The firm is set to send a consultation paper to partners at the end of this week detailing new proposals that are likely to usher in a new regime at the beginning of the financial year.

The proposals detail which matters will be opened up to salaried partners for voting and those expected to remain solely in the remit of those in the equity.

More than 20 different voting areas have been highlighted. These include issues such as approving accounts, opening new offices, voting in new salaried and equity partner appointments as well as approving senior internal appointments within the firm.

Issues expected to stay out of bounds for salaried members include voting on the appointment of new equity partners. Salaried members are likely to be able to approve, but not stand for, certain senior positions within Lovells.

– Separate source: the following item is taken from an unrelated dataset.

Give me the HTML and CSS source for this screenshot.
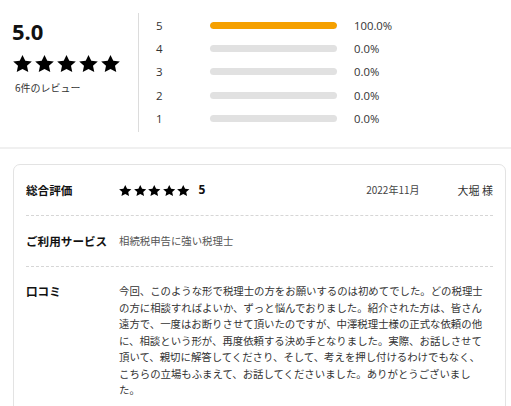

Partners are expected to respond to the consultation by 15 February, with a view to getting a final proposal out in March or April to be voted on by 1 May.

The plans, overseen by senior partner John Young, were discussed at the firm’s partnership council in November and have since been in the hands of a committee including general counsel Michael Seymour, partnership secretary Nancy Dobson and German corporate partner Michael Leistikow.

Young told Legal Week: “The key is that they should become members of the LLP and that they should have a vote. It is a very desirable modernisation of our partnership deed, reflecting the importance of our non-equity partners.”

Lovells has more than 300 partners, of whom around a third are salaried. Partners at the London law firm normally spend between two and four years at salaried status before joining the equity.

In an unrelated move, the firm has also decided against bringing some new partner candidates in overseas offices into the equity on reduced points. Young’s review of the lockstep last year increased the entry point for new partners from 24 points to 30. However, the firm had been consulting on proposals to bring some partners in below this rate.